Product Life Cycle

Product Life Cycle

The Product Life Cycle (PLC) is a Marketing concept that describes the stages a product goes through from its introduction to its decline in the market. The PLC consists of four primary stages: Introduction, Growth, Maturity, and Decline.

Stages

  • Introduction: The product is launched, and Marketing efforts are focused on creating awareness. Sales are typically low, and costs are high.
  • Growth: Sales begin to increase rapidly as the product gains acceptance. Profits rise, and competitors may enter the market.
  • Maturity: Sales peak and begin to plateau. The market becomes saturated, and competition intensifies, leading to potential price reductions.
  • Decline: Sales and profits decline as consumer preferences shift or newer products emerge.

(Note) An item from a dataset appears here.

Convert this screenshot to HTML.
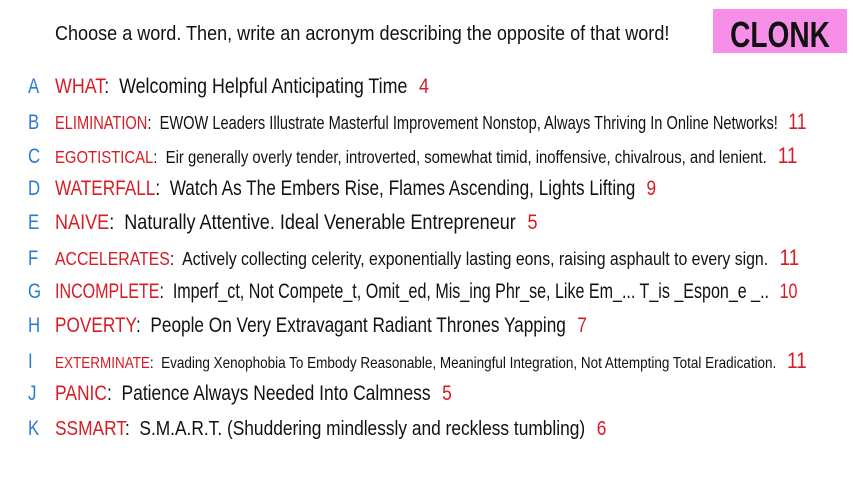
<!DOCTYPE html>
<html><head><meta charset="utf-8"><style>
body{margin:0;width:853px;height:480px;background:#fff;overflow:hidden;position:relative;font-family:"Liberation Sans",sans-serif;color:#111}
.l{position:absolute;left:28px;white-space:nowrap;line-height:1}
.k{display:inline-block;width:27px;color:#2a7bd4;font-size:21px;transform:scaleX(0.8);transform-origin:left}
.t{display:inline-block;transform-origin:left center}
.w{color:#d81b25}
.n{color:#d81b25;margin-left:8px}
.box{position:absolute;left:713px;top:9px;width:134px;height:44px;background:#f78fe8}
.box span{position:absolute;left:0;right:0;top:5px;text-align:center;font-size:36px;font-weight:bold;transform:scaleX(0.78);color:#111}
</style></head><body>
<div class="l" style="top:24px;left:55px;font-size:20.5px"><span class="t" style="transform:scaleX(0.88)">Choose a word. Then, write an acronym describing the opposite of that word!</span></div>
<div class="box"><span>CLONK</span></div>

<div class="l" style="top:76px;font-size:21.5px"><span class="k">A</span><span class="t" style="transform:scaleX(0.83)"><span class="w">WHAT</span>:&nbsp; Welcoming Helpful Anticipating Time <span class="n">4</span></span></div>
<div class="l" style="top:111px;font-size:18.3px"><span class="k">B</span><span class="t" style="transform:scaleX(0.8)"><span class="w">ELIMINATION</span>:&nbsp; EWOW Leaders Illustrate Masterful Improvement Nonstop, Always Thriving In Online Networks! <span class="n" style="font-size:22px">11</span></span></div>
<div class="l" style="top:145px;font-size:17.3px"><span class="k">C</span><span class="t" style="transform:scaleX(0.86)"><span class="w">EGOTISTICAL</span>:&nbsp; Eir generally overly tender, introverted, somewhat timid, inoffensive, chivalrous, and lenient. <span class="n" style="font-size:22px">11</span></span></div>
<div class="l" style="top:178px;font-size:21.5px"><span class="k">D</span><span class="t" style="transform:scaleX(0.8)"><span class="w">WATERFALL</span>:&nbsp; Watch As The Embers Rise, Flames Ascending, Lights Lifting <span class="n">9</span></span></div>
<div class="l" style="top:212px;font-size:21.5px"><span class="k">E</span><span class="t" style="transform:scaleX(0.84)"><span class="w">NAIVE</span>:&nbsp; Naturally Attentive. Ideal Venerable Entrepreneur <span class="n">5</span></span></div>
<div class="l" style="top:247px;font-size:18.3px"><span class="k">F</span><span class="t" style="transform:scaleX(0.865)"><span class="w">ACCELERATES</span>:&nbsp; Actively collecting celerity, exponentially lasting eons, raising asphault to every sign. <span class="n" style="font-size:22px">11</span></span></div>
<div class="l" style="top:281px;font-size:21px"><span class="k">G</span><span class="t" style="transform:scaleX(0.765)"><span class="w">INCOMPLETE</span>:&nbsp; Imperf_ct, Not Compete_t, Omit_ed, Mis_ing Phr_se, Like Em_... T_is _Espon_e _.. <span class="n">10</span></span></div>
<div class="l" style="top:315px;font-size:21px"><span class="k">H</span><span class="t" style="transform:scaleX(0.82)"><span class="w">POVERTY</span>:&nbsp; People On Very Extravagant Radiant Thrones Yapping <span class="n">7</span></span></div>
<div class="l" style="top:350px;font-size:15.6px"><span class="k">I</span><span class="t" style="transform:scaleX(0.865)"><span class="w">EXTERMINATE</span>:&nbsp; Evading Xenophobia To Embody Reasonable, Meaningful Integration, Not Attempting Total Eradication. <span class="n" style="font-size:22px">11</span></span></div>
<div class="l" style="top:383px;font-size:21px"><span class="k">J</span><span class="t" style="transform:scaleX(0.83)"><span class="w">PANIC</span>:&nbsp; Patience Always Needed Into Calmness <span class="n">5</span></span></div>
<div class="l" style="top:418px;font-size:20.5px"><span class="k">K</span><span class="t" style="transform:scaleX(0.845)"><span class="w">SSMART</span>:&nbsp; S.M.A.R.T. (Shuddering mindlessly and reckless tumbling) <span class="n">6</span></span></div>
</body></html>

Companies may discontinue the product or innovate to revitalize it.

Examples

  • Smartphones: Introduction with basic features, rapid growth as smartphones gained popularity, maturity as most consumers own one, and decline as market saturation occurs and innovation slows.
  • DVD Players: Introduced in the late 1990s, grew in popularity, reached maturity as streaming services took over, and are now in decline.

Cases

  • Apple IPOd: Launched in 2001, it saw rapid growth in the mid-2000s, reached maturity with widespread adoption, and ultimately declined with the rise of smartphones.
  • Personal Computers: Introduced in the late 1970s, experienced explosive growth in the 1980s and 1990s, matured as they became common in households, and now face decline due to mobile devices.